‘We were in the middle of an attack on an important target…I entered the house and turned the table over, and suddenly I saw the small inscription. Crazy.’
By World Israel News Staff
A desk which apparently belonged to an Israeli prime minister was found in the Gaza Strip recently by a unit of IDF soldiers taking part in Israel’s ongoing counter-terror campaign in the coastal enclave.
A law student and army reservist currently serving in the Gaza Strip, Major (res.) Eitan Melet, discovered the desk in a home in the town of Bani Suheila, just outside of Khan Yunis in the southern Gaza Strip.
Melet shared a photograph of the desk on Twitter/X, writing: “During one of my company’s combat operations in the Bani Suheila neighborhood in Khan Yunis, inside a nice, respectable house was sitting an old wooden desk which had a small inscription on it…”
“I wonder how Mr. Levi Eshkol’s desk wound up in Khan Yunis???”
The inscription reads: “The table of the late Levi Eshkol, donated by an employee of Dubek Ltd. 1981.”
Eshkol, Israel’s third premier, served as prime minister from 1963 until his death in February, 1969. He is best known for his leadership of Israel during and immediately preceding the 1967 Six Day War, during which Israel took control over the Gaza Strip, Sinai Peninsula, Judea, Samaria, eastern Jerusalem, and the Golan Heights.
Speaking with Arutz Sheva, offered details of his discovery.
“We were in the middle of an attack on an important target that brought us a lot of intelligence and a few houses in front of the target we had to reach, we took another house. I went down with the company, and in the middle of the attack, hellfire in all directions, destruction, grenades, and whatnot, I entered the house and turned the table over, and suddenly I saw the small inscription. Crazy.”
“I told myself I had to take it. I took the knife from my vest, removed the inscription, and put it in the vest. The event was a month ago and I completely forgot about it. I started to tidy up in the last few days and suddenly pulled out the inscription. It was a small memento from two months of fighting.”
Melet said that he was baffled by the find, and has no way of knowing whether the desk is authentic, or how a former premier’s desk would have ended up in an Arab home in the Gaza Strip.

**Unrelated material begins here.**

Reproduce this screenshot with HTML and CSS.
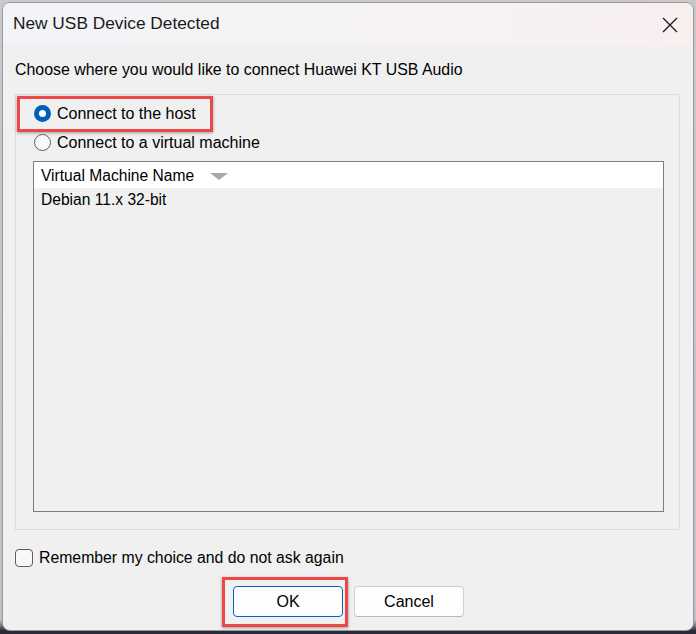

“I asked the soldiers if it made sense to anyone, based on when he died and when he was prime minister, and who the man was who gave him the table, we started to develop many theories. I don’t know if it’s true or not, but it’s a really beautiful old wooden table, not modern but a respectable table. I don’t know what happened to it, I don’t know where it rolled, I took the small inscription and moved on.”